Because of the funding situation, taking resources away from other actions to reduce extinction risks would probably mostly come in people's time, e.g. the time of the people supervising you, reading your work or otherwise engaging with you. If an AI safety org hires you or you get a grant to work on something, then presumably they think you're worth the time, though! And one more person going through the hiring or grant process is not that costly for those managing it.

NunoSempereJun 5 20222

Describe what fraction of the AGI safety progress your field will be responsible for, and how much you think you will speedup your field's progress
Describe what fraction of the AGI safety work your organization is doing, and how much you think you will speedup your organization's progress in this direction

These should have lower defaults, I think

fribJun 6 20221

I talked to people who think defaults should be higher. I really don't know where they should be.

I put "fraction of the work your org. is doing" at 5% because I was thinking about a medium-sized AGI safety organization (there are around 10 of them, so 10% each seems sensible), and because I expect that there will be many more in the future, I put 5%.

I put "how much are you speeding up your org." at 1%, because there are around 10 people doing core research in each org., but you are only slightly better than the second-best candidate who would have taken the job, so 1% seemed reasonable. I don't expect this percentage to go down, because as the organization scale up, senior members become more important. Having "better" senior researchers, even if there are hundreds of junior researchers, would probably speed up progress quite a lot.

Where do you think the defaults should be, and why?

Jay BaileyMay 14 20221

I've discovered something that is either a bug in the code, or a parameter that isn't explained super well.

Under "How likely is it to work" I assume "it" refers to AGI safety. If so, this parameter is reversed - the more likely I say AGI safety is to work, the higher the x-risk becomes. If I set it to 0%, the program reliably tells me there's no chance the world ends.

fribMay 14 20221

I made the text a bit more clear. As for the bug, it didn't affect the end result of the Fermi estimation but how I computed the intermediate "probability of doom" was wrong: I forgot to take into account situations where AGI safety ended up being impossible... It is fixed now.

Thank you for the feedback!

Jay BaileyMay 13 20221

I like the tool!
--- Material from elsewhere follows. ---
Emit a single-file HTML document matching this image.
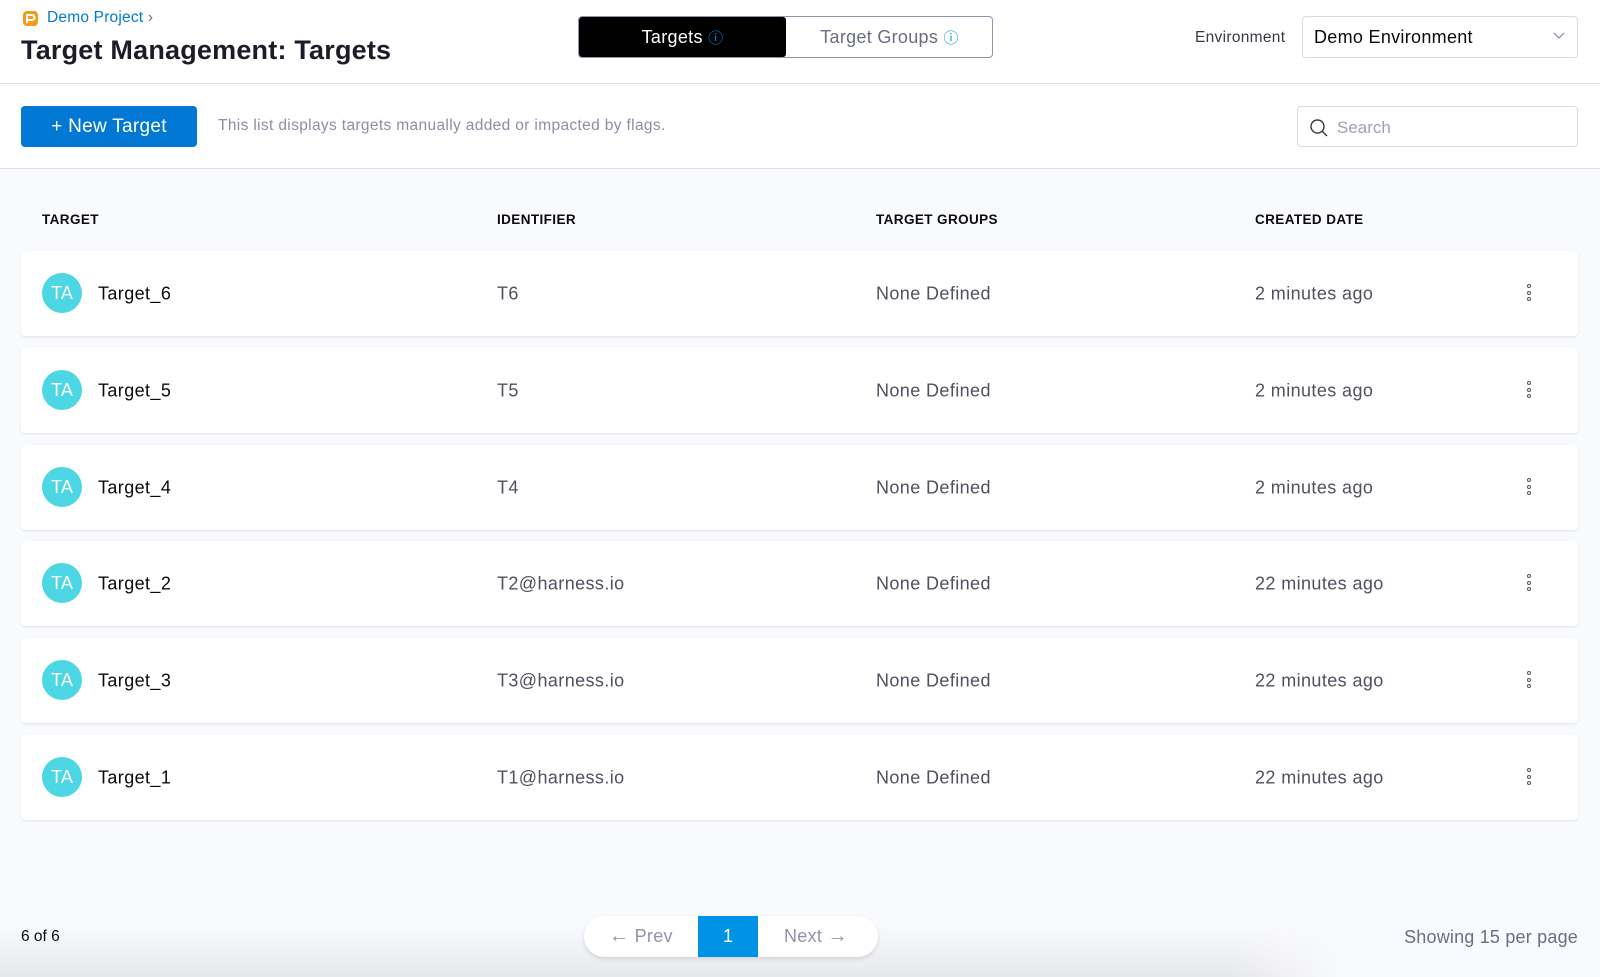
<!DOCTYPE html>
<html><head><meta charset="utf-8"><style>
*{box-sizing:border-box;margin:0;padding:0}
body{width:1600px;height:977px;overflow:hidden;font-family:"Liberation Sans",sans-serif;background:#f9fafe;position:relative;color:#0b0b0d}
.hdr{position:absolute;left:0;top:0;width:1600px;height:84px;background:#fff;border-bottom:1px solid #dcdce6}
.tb{position:absolute;left:0;top:84px;width:1600px;height:85px;background:#fff;border-bottom:1px solid #dcdce6}
.abs{position:absolute}
.row{position:absolute;left:21px;width:1557px;height:85px;background:#fff;border-radius:4px;box-shadow:0 1px 2px rgba(96,97,112,.16)}
.row span{position:absolute;top:50%;transform:translateY(-50%);font-size:18px;color:#4f5162;letter-spacing:.4px}
.av{position:absolute;left:21px;top:22px;width:40px;height:40px;border-radius:50%;background:#4dd6e3;color:#fff;font-size:18px;line-height:40px;text-align:center}
.dots{position:absolute;left:1506px;top:33px;width:4px}
.dots i{display:block;width:4px;height:4px;border:1.2px solid #555;border-radius:50%;margin-bottom:2.5px}
.th{position:absolute;top:212px;font-size:13.5px;font-weight:bold;letter-spacing:.4px;color:#0b0b0d}
</style></head><body>
<div class="hdr">
 <svg class="abs" style="left:22px;top:10px" width="17" height="17" viewBox="0 0 17 17"><rect x="1" y="1" width="15" height="15" rx="4" fill="#f39a1c"/><path d="M5 13V5h5a2.5 2.5 0 010 5H5" stroke="#fff" stroke-width="2" fill="none"/></svg>
 <div class="abs" style="left:47px;top:9px;font-size:15.5px;color:#0278d5;letter-spacing:.2px">Demo Project <span style="color:#6b6d85">›</span></div>
 <div class="abs" style="left:21px;top:35px;font-size:27px;font-weight:bold;color:#1c1c28;letter-spacing:.2px">Target Management: Targets</div>
 <div class="abs" style="left:578px;top:16px;width:415px;height:42px;border:1px solid #9293ab;border-radius:4px;background:#fff;overflow:hidden">
  <div class="abs" style="left:0;top:0;width:207px;height:40px;background:#000;border-radius:3px;color:#fff;font-size:18px;line-height:40px;text-align:center;letter-spacing:.3px">Targets <span style="color:#0092e4;font-size:15px">ⓘ</span></div>
  <div class="abs" style="left:207px;top:0;width:207px;height:40px;color:#6b6d85;font-size:18px;line-height:40px;text-align:center;letter-spacing:.3px">Target Groups <span style="color:#0092e4;font-size:15px">ⓘ</span></div>
 </div>
 <div class="abs" style="left:1195px;top:29px;font-size:15.5px;color:#383946;letter-spacing:.3px">Environment</div>
 <div class="abs" style="left:1302px;top:16px;width:276px;height:42px;border:1px solid #d9dae5;border-radius:4px;background:#fff">
  <div class="abs" style="left:11px;top:10px;font-size:18px;color:#0b0b0d;letter-spacing:.3px">Demo Environment</div>
  <svg class="abs" style="left:250px;top:15px" width="12" height="8"><path d="M1 1l5 5 5-5" stroke="#9293ab" fill="none" stroke-width="1.3"/></svg>
 </div>
</div>
<div class="tb">
 <div class="abs" style="left:21px;top:22px;width:176px;height:41px;background:#0278d5;border-radius:4px;color:#fff;font-size:19px;line-height:41px;text-align:center;letter-spacing:.3px">+ New Target</div>
 <div class="abs" style="left:218px;top:33px;font-size:15.5px;color:#8c8ea6;letter-spacing:.35px">This list displays targets manually added or impacted by flags.</div>
 <div class="abs" style="left:1297px;top:22px;width:281px;height:41px;border:1px solid #d9dae5;border-radius:4px;background:#fff">
  <svg class="abs" style="left:11px;top:11px" width="20" height="20"><circle cx="8.5" cy="8.5" r="6.5" stroke="#383946" stroke-width="1.4" fill="none"/><path d="M13 13l5 5" stroke="#383946" stroke-width="1.4"/></svg>
  <div class="abs" style="left:39px;top:11px;font-size:17px;color:#9ea0b6">Search</div>
 </div>
</div>
<div class="th" style="left:42px">TARGET</div>
<div class="th" style="left:497px">IDENTIFIER</div>
<div class="th" style="left:876px">TARGET GROUPS</div>
<div class="th" style="left:1255px">CREATED DATE</div>

<div class="row" style="top:251px"><div class="av">TA</div><span style="left:77px;color:#0b0b0d">Target_6</span><span style="left:476px">T6</span><span style="left:855px">None Defined</span><span style="left:1234px">2 minutes ago</span><div class="dots"><i></i><i></i><i></i></div></div>
<div class="row" style="top:348px"><div class="av">TA</div><span style="left:77px;color:#0b0b0d">Target_5</span><span style="left:476px">T5</span><span style="left:855px">None Defined</span><span style="left:1234px">2 minutes ago</span><div class="dots"><i></i><i></i><i></i></div></div>
<div class="row" style="top:445px"><div class="av">TA</div><span style="left:77px;color:#0b0b0d">Target_4</span><span style="left:476px">T4</span><span style="left:855px">None Defined</span><span style="left:1234px">2 minutes ago</span><div class="dots"><i></i><i></i><i></i></div></div>
<div class="row" style="top:541px"><div class="av">TA</div><span style="left:77px;color:#0b0b0d">Target_2</span><span style="left:476px">T2@harness.io</span><span style="left:855px">None Defined</span><span style="left:1234px">22 minutes ago</span><div class="dots"><i></i><i></i><i></i></div></div>
<div class="row" style="top:638px"><div class="av">TA</div><span style="left:77px;color:#0b0b0d">Target_3</span><span style="left:476px">T3@harness.io</span><span style="left:855px">None Defined</span><span style="left:1234px">22 minutes ago</span><div class="dots"><i></i><i></i><i></i></div></div>
<div class="row" style="top:735px"><div class="av">TA</div><span style="left:77px;color:#0b0b0d">Target_1</span><span style="left:476px">T1@harness.io</span><span style="left:855px">None Defined</span><span style="left:1234px">22 minutes ago</span><div class="dots"><i></i><i></i><i></i></div></div>

<div class="abs" style="left:0;top:925px;width:1340px;height:52px;background:linear-gradient(#f9fafe,#e7e8ec);-webkit-mask-image:linear-gradient(90deg,#000 92%,transparent);mask-image:linear-gradient(90deg,#000 92%,transparent)"></div>
<div class="abs" style="left:21px;top:928px;font-size:15.5px;color:#0b0b0d">6 of 6</div>
<div class="abs" style="left:584px;top:916px;width:294px;height:41px;background:#fff;border-radius:21px;box-shadow:0 2px 4px rgba(0,0,0,.12);overflow:hidden">
 <div class="abs" style="left:25px;top:10px;font-size:18px;color:#9293ab;letter-spacing:.3px"><span style="font-size:20px;line-height:18px">←</span> Prev</div>
 <div class="abs" style="left:114px;top:0;width:60px;height:41px;background:#0092e4;color:#fff;font-size:18px;line-height:41px;text-align:center">1</div>
 <div class="abs" style="left:200px;top:10px;font-size:18px;color:#9293ab;letter-spacing:.3px">Next <span style="font-size:20px;line-height:18px">→</span></div>
</div>
<div class="abs" style="right:22px;top:927px;font-size:18px;color:#6b6d85;letter-spacing:.2px">Showing 15 per page</div>
</body></html>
One thing I would like to have added is total impact. I ended up using a calculator on a different webpage, but it would be nice to include something like "Expected lives saved", even if that's just 7 billion * P(world saved by you) that updates whenever P(world saved) does.

fribMay 14 20221

At first, I thought this would be distracting, as there are many orders of magnitudes between the lowest "lives saved if you avoid extinction" estimations and the higher ones. But given that you're not the first to ask for that, I think it would be a good idea to add this feature! I will probably add that soon.

fribMay 18 20221

I added this feature!

Adam BinksmithMay 13 20221

Great to see tools like this that make assumptions clear - I think not only useful as a calculator but as a concrete operalisation of your model of AI risk, which is a good starting point for discussion. Thanks for creating!

Tristan CookMay 13 20221

This tool is impressive, thanks! I like the framing you use of safety as a race against capabilities, though think don't really know what it would look like to have "solved " AGI safety 20 years before AGI. I also appreciate all the assumptions being listed at the end of the page.

Some minor notes

the GitHub link in the webpage footer points to the wrong page
I think two of the prompts "How likely is it to work?" and "How much do you speed it up?" would be made clearer if "it" was replaced by AGI safety (if that is what it is referring to).

fribMay 14 20221

Thank you for the feedback. It's fixed now!